L’ultima scrematura: così si arriva allo 0,2%
Solo sul gruppo rimasto dopo aver escluso quei casi, spiega il rapporto, è stato “effettuato un controllo utilizzando la retribuzione di tutti i mesi” per depennare pure quelli che a ottobre risultavano poveri ma negli altri mesi hanno superato la soglia del 60% della mediana.
L’ulteriore scrematura fa crollare i lavoratori poveri con un contratto a tempo pieno e poveri per ragioni strettamente legate al salario a 20.300 persone, “lo 0,2% sul totale della platea dipendenti”. Insomma, “una componente marginale dell’insieme del lavoro dipendente”.

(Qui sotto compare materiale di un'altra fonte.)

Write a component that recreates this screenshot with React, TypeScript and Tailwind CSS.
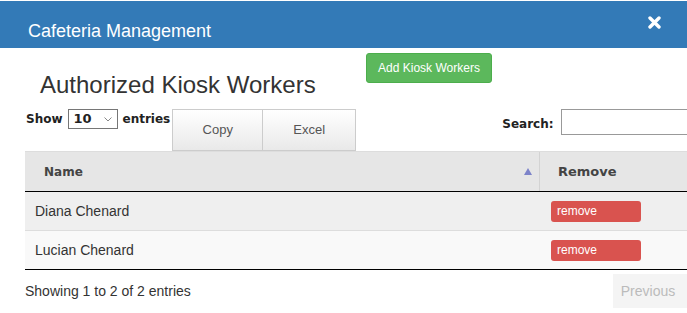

Si tratta di lavoratori, aggiunge il rapporto, “distribuiti tra un numero rilevante di Ccnl, inclusi quelli con le platee più vaste e firmati dalle organizzazioni sindacali maggiori”. Al primo posto quello delle agenzie di somministrazione con Assolavoro come controparte dei confederali, seguito dal diffusissimo contratto del terziario e servizi siglato da Confcommercio e da quello della logistica e trasporto merci.
E qui la nuova “narrazione” si incrina: ne esce scalfita la tesi di Giorgia Meloni e della ministra del Lavoro Marina Calderone secondo cui il salario minimo in Italia non serve perché la forte contrattazione collettiva tutela a sufficienza i lavoratori. Del resto, quella leggenda è già stata involontariamente smentita due mesi fa da uno studio della Fondazione dei consulenti del lavoro, emanazione dell’ordine presieduto per 18 anni dalla ministra Calderone alla cui guida ora c’è il marito Rosario De Luca: il documento voleva dimostrare l’inutilità di un minimo orario fissato per legge, ma dalle tabelle emergeva che oltre un terzo dei 61 principali Ccnl firmati da Cgil, Cisl e Uil ha minimi retributivi ben sotto i 9 euro all’ora.
Non proprio la prova di un successo.